北陸の峠道

越坂峠

越坂峠(こえさかとうげ)は、福井県は松岡町吉野と永平寺町京善の境にあり、昔修行僧がこの峠を
越えて永平寺に向かった。今は舗装された県道165号線が通り、旧道の面影を伺い知ることは出来
ないが、この立派な舗装道路も、越坂トンネルが出来てしまっては通る車も無く、冬期間は通行禁止
となっていた。

昨夜来降り積もった新雪を踏んで越坂一丁目の人家の切れるところから歩き出す。新しい長靴の足跡
がくっきりと綺麗だ。今年2002年は道元禅師750回大遠忌に当たり、登り口には真新しい「道元禅
師慕古の道」と刻まれた石柱が建っている。大遠忌を記念して道元禅師ゆかりの道をもとにお遍路道を
制定したという。この峠を越えればもう永平寺参道だ。

 

松岡町側峠手前の石仏

この石柱を過ぎた所にも石仏が道沿いにあるが、だいぶ登ったところにまた一つ石仏があった。
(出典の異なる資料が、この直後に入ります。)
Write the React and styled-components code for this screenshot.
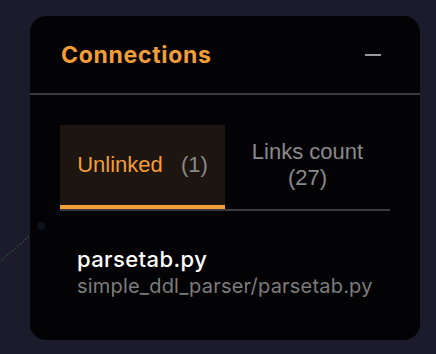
import React, { useState } from 'react';
import styled, { createGlobalStyle } from 'styled-components';

const GlobalStyle = createGlobalStyle`
    html, body {
        margin: 0;
        padding: 0;
        background: #1b1b2b;
    }
    body {
        font-family: Inter, "Noto Sans", sans-serif;
    }
`;

const tabs = [
    { id: 'unlinked', label: 'Unlinked', count: 1 },
    { id: 'links', label: 'Links count', count: 27 },
];

const files = [
    { name: 'parsetab.py', path: 'simple_ddl_parser/parsetab.py' },
];

// Graph behind the panel: one node and its edge
const GraphCanvas = () => (
    <Canvas width="436" height="354" viewBox="0 0 436 354">
        <line x1="-4" y1="265" x2="41" y2="226" stroke="#3f7a52" strokeWidth="1" strokeDasharray="1.5 2" />
        <circle cx="41" cy="226" r="4" fill="#4d7fb8" />
    </Canvas>
);

const App = () => {
    const [active, setActive] = useState('unlinked');

    return (
        <Page>
            <GlobalStyle />
            <GraphCanvas />
            <Panel>
                <Header>
                    <Title>Connections</Title>
                    <CollapseButton aria-label="Collapse">
                        <MinusBar />
                    </CollapseButton>
                </Header>
                <Body>
                    <TabList>
                        {tabs.map((tab) => (
                            <Tab
                                key={tab.id}
                                $active={active === tab.id}
                                onClick={() => setActive(tab.id)}
                            >
                                <TabLabel $active={active === tab.id}>{tab.label}</TabLabel>{' '}
                                <Count $spaced={active === tab.id}>({tab.count})</Count>
                            </Tab>
                        ))}
                    </TabList>
                    <FileList>
                        {files.map((file) => (
                            <FileItem key={file.path}>
                                <FileName>{file.name}</FileName>
                                <FilePath>{file.path}</FilePath>
                            </FileItem>
                        ))}
                    </FileList>
                </Body>
            </Panel>
        </Page>
    );
};

export default App;


// Styled Components

const Page = styled.div`
    position: relative;
    width: 436px;
    height: 354px;
    padding: 16px 0 0 30px;
    box-sizing: border-box;
    overflow: hidden;
`;

const Canvas = styled.svg`
    position: absolute;
    left: 0;
    top: 0;
`;

const Panel = styled.div`
    position: relative;
    width: 390px;
    height: 324px;
    border-radius: 16px;
    background: rgba(0, 0, 0, 0.86);
    display: flex;
    flex-direction: column;
    overflow: hidden;
`;

const Header = styled.div`
    height: 77px;
    flex-shrink: 0;
    display: flex;
    align-items: center;
    justify-content: space-between;
    padding: 0 39px 0 31px;
    border-bottom: 2px solid #3a3a3c;
`;

const Title = styled.h2`
    margin: 0;
    font-family: Inter, "Noto Sans", sans-serif;
    font-size: 23px;
    font-weight: 700;
    color: #f29d38;
    letter-spacing: 0.7px;
`;

const CollapseButton = styled.button`
    background: none;
    border: none;
    padding: 0;
    width: 16px;
    height: 16px;
    display: flex;
    align-items: center;
    cursor: pointer;
`;

const MinusBar = styled.span`
    display: block;
    width: 16px;
    height: 2px;
    background: #9a9a9a;
`;

const Body = styled.div`
    padding: 30px 30px 0;
`;

const TabList = styled.div`
    display: grid;
    grid-template-columns: 1fr 1fr;
    border-bottom: 2px solid #3a3a3c;
`;

const Tab = styled.button`
    height: 84px;
    padding: 0 10px;
    border: none;
    border-bottom: 4px solid ${({ $active }) => ($active ? '#f29d38' : 'transparent')};
    background: ${({ $active }) => ($active ? '#1c1510' : 'transparent')};
    font-family: "Liberation Sans", Arial, sans-serif;
    font-size: 22px;
    line-height: 26px;
    color: #8a8a8a;
    text-align: center;
    cursor: pointer;
`;

const TabLabel = styled.span`
    white-space: nowrap;
    color: ${({ $active }) => ($active ? '#f29d38' : '#8a8a8a')};
`;

const Count = styled.span`
    margin-left: ${({ $spaced }) => ($spaced ? '12px' : '0')};
`;

const FileList = styled.ul`
    list-style: none;
    margin: 0;
    padding: 0;
`;

const FileItem = styled.li`
    padding: 35px 17px 0;
`;

const FileName = styled.div`
    font-family: Inter, "Noto Sans", sans-serif;
    font-size: 22px;
    font-weight: 500;
    line-height: 27px;
    letter-spacing: 0.4px;
    color: #ffffff;
`;

const FilePath = styled.div`
    font-family: Inter, "Noto Sans", sans-serif;
    font-size: 20px;
    line-height: 27px;
    letter-spacing: 0.2px;
    color: #7c7c7c;
`;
福井??
松本四つ辻・材木商谷口なにがしとある。さらに雪を踏んで登って行くと右側に古い石の指標が建って
いる。「永平寺へ一里十九丁」とある。明治35年(1902)の高祖650回忌を記念して建てられた14本
の内の一つだとのこと。右側に「施主美濃今須下明 松井某 岩佐某」の字が読みとれる。ここが峠だ。

 

峠の指標「永平寺へ一里十九丁」と刻まれている

丁度道が永平寺側に下り始めようかという所に丸い大きな石があって細い字でなにやら刻まれているが
残念ながら判読出来ない。短歌でも彫られているのだろうか。そして少し下ると新しい祠に2体の石仏が
安置されていた。新しいとなにやら有り難みも薄く感じられてしまう。ここで引き返すことにした。



永平寺町側へ少し下った処にある 新しい感じの石仏

「一里十九丁」の石柱の処から細い道が登っているので旧道かなと登ってみたが、どんどん登ってしまう。
そこで少し戻って向きを変えたら送電線の鉄塔のところに出た。どうやら旧道などではなさそうなので引き
返したが、だいぶ遊ばせてもらって汗をかいてしまったのだった。

雪の降る道元禅師ゆかりの峠道には、あの托鉢姿の坊さんの行列がよく似合うのではないかと思われる。
帰りに「さのや」で「おろしそば」の大盛りを食べた。